Ni con Kemal ni con Alá
Turquía no es Irán ni Argelia. Nos lo recuerdan todos los ciudadanos laicos de Turquía, su poderoso Ejército y sus intelectuales europeístas. Observan desesperados cómo surgen entre los pobres generaciones de creyentes fanatizados, predestinadas a perseguirlos y con vocación de castigarlos con la muerte por no ser como ellos. Es cierto, en gran medida. Aunque también en Argel y Orán se aseguraba -intelectuales, políticos, comerciantes- que Argelia no era Irán. E incluso en Irán, antes de 1978, eran muchos los que consideraban una pura gamberrada de la historia los acontecimientos que llevaban a una serie de analistas extranjeros a augurar a aquel gran país una amenaza islamista seria en pleno fervor modernizador bajo el Sha.Y sin embargo, la efervescencia del islamismo militante en una inmensa franja territorial que va desde la costa atlántica hasta las regiones occidentales de China es un hecho que ya ha transformado profundamente el mundo contemporáneo. Supone un riesgo para la modernidad en términos generales. Pero también y ante todo para las sociedades libres y la suerte de todos y cada uno de sus ciudadanos en particular.
Con todo el respeto que merece -como todas las religiones y cultos- el islamismo como credo, la versión política de su mesianismo supone inequívocamente una amenaza totalitaria. Como lo era el catolicismo medieval o contrarreformista y el nacionalcatolicismo tan conocido y sufrido por estos pagos.
Turquía sufre bajo la plaga de las inmensas contradicciones que confluyen en aquel Estado a caballo entre dos continentes. Es un país con vocación europea, instintos asiáticos y costumbres árabes. Es rehén de los complejos de quien fue un gran imperio y dejó de serlo por un proceso de descomposición interna. Su regeneración fue encabezada por un hombre genial e insustituible, Kernal Atatürk, al que se jura aún oficialmente Fidelidad, cuando se sabe perfectamente, en todas las instancias, en todos los lugares, con su retrato omnipresente en Turquía, que su legado es ya tan obsoleto como las arengas a sus tropas del gran visir Kara Mustafa en el asedio a Viena en 1683.
Las paradojas son muchas. La democracia turca ha abierto las puertas del poder a una ideología -más que una fe- cuyo fin manifiesto es abolir el sistema democrático. Su Ejército, con larga tradición golpista, insinúa sin cesar que puede creerse obligado a dar un golpe militar para salvar a la democracia civil de la amenaza religiosa.

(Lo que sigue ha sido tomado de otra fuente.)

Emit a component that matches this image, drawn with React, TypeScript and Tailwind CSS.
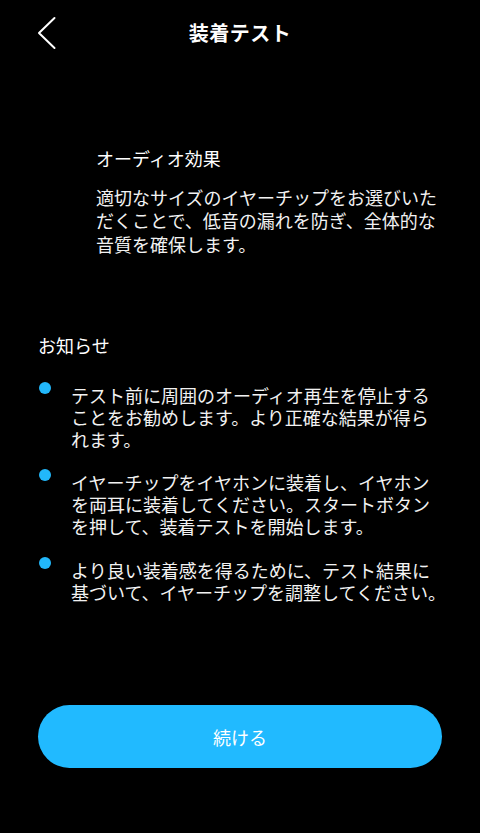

La lucha de civilizaciones existe, creamos o no en proyecciones apocalípticas de la misma. E igual que las democracias occidentales tenían que defender a la sociedad abierta de mayoría islámica de Bosnia frente a la agresión tribal y pararreligiosa de los serbios Karadzic y MIadic, tienen que ayudar a desactivar la amenaza religiosa del fanatismo islámico que pende sobre la república laica turca. Las democracias, o son laicas o no son. Y ayudar a Turquía hoy no es advertir al Ejército de que no debe embarcarse en una aventura, el golpe, en la que no se va a embarcar. Es ayudar a los partidos democráticos a que se lancen a la aventura, no menos difícil, de limpiar el aparato anacrónico y corrupto del Estado, que tan vulnerable es a los chantajes del integrismo.
La población turca apuesta, en su inmensa mayoría, por la sociedad abierta. El éxito de los islamistas se debe a la división de los demócratas y a la putrefacción del aparato del Estado. Europa puede ayudar. No prometiendo una integración a la UE, hoy imposible, sino ayudando a los demócratas y marginando a islamistas y a quienes desde la corrupción los ayudan. Es decir, a los que todavía mandan.